= NHK Matsue Broadcasting Station =

Regional unit of the Japan Broadcasting Corporation

The NHK Matsue Broadcasting Station (NHK松江放送局, NHK Matsue Hōsō Kyoku) is a unit of the Japan Broadcasting Corporation (NHK) that oversees terrestrial broadcasting in Shimane Prefecture.

==History==
The station began broadcasting on March 7, 1932, under the call sign JOTK. JOTB (Radio 2) started on September 1, 1946. NHK FM started local broadcasting on July 1, 1964. Initially, the FM broadcasts arrived in the form of packages sent from Tokyo, but on April 5, 1965, this was changed to relays from Osaka, which were later sent to Okayama and only then to Matsue. Television broadcasts began on October 28, 1959, with JOTK-TV, followed by JOTB-TV on December 28, 1962. The stations converted to color on March 20, 1966. In early October 1971, the news unit started shooting reports with color film.

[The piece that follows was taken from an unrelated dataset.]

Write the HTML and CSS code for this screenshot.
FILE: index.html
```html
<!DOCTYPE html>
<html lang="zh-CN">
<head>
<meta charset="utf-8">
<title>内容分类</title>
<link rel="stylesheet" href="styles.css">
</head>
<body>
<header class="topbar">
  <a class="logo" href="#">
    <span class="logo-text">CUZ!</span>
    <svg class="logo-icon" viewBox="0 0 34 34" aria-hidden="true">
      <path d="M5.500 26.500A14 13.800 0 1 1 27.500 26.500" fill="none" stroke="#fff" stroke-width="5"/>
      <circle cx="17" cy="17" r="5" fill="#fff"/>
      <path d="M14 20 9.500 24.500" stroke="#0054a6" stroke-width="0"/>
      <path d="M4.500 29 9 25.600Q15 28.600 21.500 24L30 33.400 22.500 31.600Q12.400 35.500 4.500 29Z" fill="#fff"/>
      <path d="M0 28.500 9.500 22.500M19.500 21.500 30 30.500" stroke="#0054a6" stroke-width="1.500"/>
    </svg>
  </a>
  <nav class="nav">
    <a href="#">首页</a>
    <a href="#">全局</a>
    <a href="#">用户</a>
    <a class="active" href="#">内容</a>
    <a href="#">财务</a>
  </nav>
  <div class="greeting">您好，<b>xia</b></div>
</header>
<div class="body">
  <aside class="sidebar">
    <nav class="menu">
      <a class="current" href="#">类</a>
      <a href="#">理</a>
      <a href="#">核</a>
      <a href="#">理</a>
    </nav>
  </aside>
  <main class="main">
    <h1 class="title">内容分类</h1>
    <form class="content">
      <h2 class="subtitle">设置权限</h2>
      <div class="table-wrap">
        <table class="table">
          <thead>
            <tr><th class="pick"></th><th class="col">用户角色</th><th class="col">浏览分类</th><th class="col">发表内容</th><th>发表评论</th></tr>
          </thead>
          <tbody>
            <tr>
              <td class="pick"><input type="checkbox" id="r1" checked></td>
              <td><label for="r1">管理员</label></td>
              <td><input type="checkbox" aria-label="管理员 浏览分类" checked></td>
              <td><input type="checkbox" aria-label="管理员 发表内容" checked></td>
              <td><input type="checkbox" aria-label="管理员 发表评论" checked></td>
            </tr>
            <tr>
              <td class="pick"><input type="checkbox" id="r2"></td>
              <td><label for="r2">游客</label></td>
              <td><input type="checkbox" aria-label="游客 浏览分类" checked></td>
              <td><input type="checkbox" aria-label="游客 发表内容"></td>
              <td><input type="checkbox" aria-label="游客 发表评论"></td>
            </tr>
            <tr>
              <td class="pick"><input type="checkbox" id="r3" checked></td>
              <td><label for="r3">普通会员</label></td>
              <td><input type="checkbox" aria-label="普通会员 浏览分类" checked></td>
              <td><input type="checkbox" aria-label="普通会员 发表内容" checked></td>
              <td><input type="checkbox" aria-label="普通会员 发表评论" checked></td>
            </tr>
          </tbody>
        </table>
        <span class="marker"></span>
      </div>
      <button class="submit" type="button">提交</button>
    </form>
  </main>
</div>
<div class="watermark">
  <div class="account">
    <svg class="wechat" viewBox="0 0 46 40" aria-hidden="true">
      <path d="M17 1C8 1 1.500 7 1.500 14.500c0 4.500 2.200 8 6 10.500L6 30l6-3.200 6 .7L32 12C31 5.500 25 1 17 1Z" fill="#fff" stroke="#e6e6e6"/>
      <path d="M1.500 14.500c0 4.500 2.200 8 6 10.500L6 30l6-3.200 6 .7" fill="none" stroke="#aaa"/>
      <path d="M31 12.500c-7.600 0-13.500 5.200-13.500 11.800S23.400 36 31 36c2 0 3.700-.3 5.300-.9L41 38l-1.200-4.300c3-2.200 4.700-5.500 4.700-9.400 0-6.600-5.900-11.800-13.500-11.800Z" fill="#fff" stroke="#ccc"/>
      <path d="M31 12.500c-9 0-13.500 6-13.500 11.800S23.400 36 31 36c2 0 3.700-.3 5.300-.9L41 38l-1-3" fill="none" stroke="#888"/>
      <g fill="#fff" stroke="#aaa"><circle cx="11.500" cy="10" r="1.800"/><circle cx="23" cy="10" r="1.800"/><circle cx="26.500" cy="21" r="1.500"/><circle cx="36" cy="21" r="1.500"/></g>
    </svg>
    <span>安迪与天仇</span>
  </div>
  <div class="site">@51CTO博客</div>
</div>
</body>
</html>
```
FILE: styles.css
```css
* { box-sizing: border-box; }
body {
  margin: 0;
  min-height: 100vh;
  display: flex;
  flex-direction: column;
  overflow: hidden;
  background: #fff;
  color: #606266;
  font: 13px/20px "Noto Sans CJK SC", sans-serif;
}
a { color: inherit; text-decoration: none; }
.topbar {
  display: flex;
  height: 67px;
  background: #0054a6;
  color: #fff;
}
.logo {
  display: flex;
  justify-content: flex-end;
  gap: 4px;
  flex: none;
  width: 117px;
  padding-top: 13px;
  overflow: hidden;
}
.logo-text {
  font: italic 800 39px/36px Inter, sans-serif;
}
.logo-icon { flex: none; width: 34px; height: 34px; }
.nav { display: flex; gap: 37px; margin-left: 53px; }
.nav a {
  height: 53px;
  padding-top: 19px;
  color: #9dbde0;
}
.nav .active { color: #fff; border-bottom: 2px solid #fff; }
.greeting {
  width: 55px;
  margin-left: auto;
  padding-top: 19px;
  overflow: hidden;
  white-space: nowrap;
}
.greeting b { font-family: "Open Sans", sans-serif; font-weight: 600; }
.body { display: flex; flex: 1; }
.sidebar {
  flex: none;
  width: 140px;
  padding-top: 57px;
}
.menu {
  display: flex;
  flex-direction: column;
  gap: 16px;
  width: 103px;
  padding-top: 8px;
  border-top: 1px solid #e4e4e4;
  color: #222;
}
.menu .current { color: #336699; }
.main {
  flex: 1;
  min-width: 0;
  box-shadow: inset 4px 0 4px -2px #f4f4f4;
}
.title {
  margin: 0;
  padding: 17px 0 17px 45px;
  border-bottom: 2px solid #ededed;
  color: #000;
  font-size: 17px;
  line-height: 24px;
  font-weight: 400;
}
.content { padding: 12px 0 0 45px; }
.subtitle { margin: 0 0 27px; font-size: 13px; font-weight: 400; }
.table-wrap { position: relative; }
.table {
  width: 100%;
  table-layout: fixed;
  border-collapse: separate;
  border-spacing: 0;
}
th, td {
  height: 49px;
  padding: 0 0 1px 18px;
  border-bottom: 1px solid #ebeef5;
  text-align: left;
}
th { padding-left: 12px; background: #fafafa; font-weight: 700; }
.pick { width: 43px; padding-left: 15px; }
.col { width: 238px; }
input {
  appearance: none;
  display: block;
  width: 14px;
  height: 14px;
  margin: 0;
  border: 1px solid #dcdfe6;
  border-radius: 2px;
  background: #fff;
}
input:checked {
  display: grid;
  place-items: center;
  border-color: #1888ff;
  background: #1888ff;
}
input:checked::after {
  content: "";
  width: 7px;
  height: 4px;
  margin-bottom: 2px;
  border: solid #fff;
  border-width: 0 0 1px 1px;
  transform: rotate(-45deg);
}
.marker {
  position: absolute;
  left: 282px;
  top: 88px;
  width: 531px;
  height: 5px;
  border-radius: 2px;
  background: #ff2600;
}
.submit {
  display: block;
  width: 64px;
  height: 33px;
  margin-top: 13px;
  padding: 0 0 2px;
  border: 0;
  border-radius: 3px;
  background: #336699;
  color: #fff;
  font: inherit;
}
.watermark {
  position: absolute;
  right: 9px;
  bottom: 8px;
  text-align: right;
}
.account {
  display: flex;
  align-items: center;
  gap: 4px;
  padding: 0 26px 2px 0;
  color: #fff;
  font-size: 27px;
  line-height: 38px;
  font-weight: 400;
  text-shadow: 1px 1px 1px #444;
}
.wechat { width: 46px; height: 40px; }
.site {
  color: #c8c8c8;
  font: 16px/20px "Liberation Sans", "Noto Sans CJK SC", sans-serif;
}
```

On March 31, 1980, NHK FM Matsue ended its dependence on Osaka due to the installation of local PCM lines, enabling local carriage of FM stereo audio. JOTK-TV transitioned to stereo on August 8, 1986, and JOTB-TV followed on March 21, 1991.

Digital terrestrial broadcasts began on October 1, 2006. JOTK broadcasts on UHF 21 (LCN 3) and JOTB broadcasts on UHF 19 (LCN 2).

Its new broadcasting hall was completed on July 15, 2022. Full broadcasts from the facility started on March 6, 2023. At the same time, it became the second regional station in the NHK network to use an entirely virtual studio, after Fukushima.

NHK+ added Matsue programming on May 22, 2023.

NHK Educational TV centralized all of its stations on October 6, 2025, ending the local signal after almost 53 years, including the call sign JOTB-DTV. Despite this, the call sign is still being used for legal identification purposes.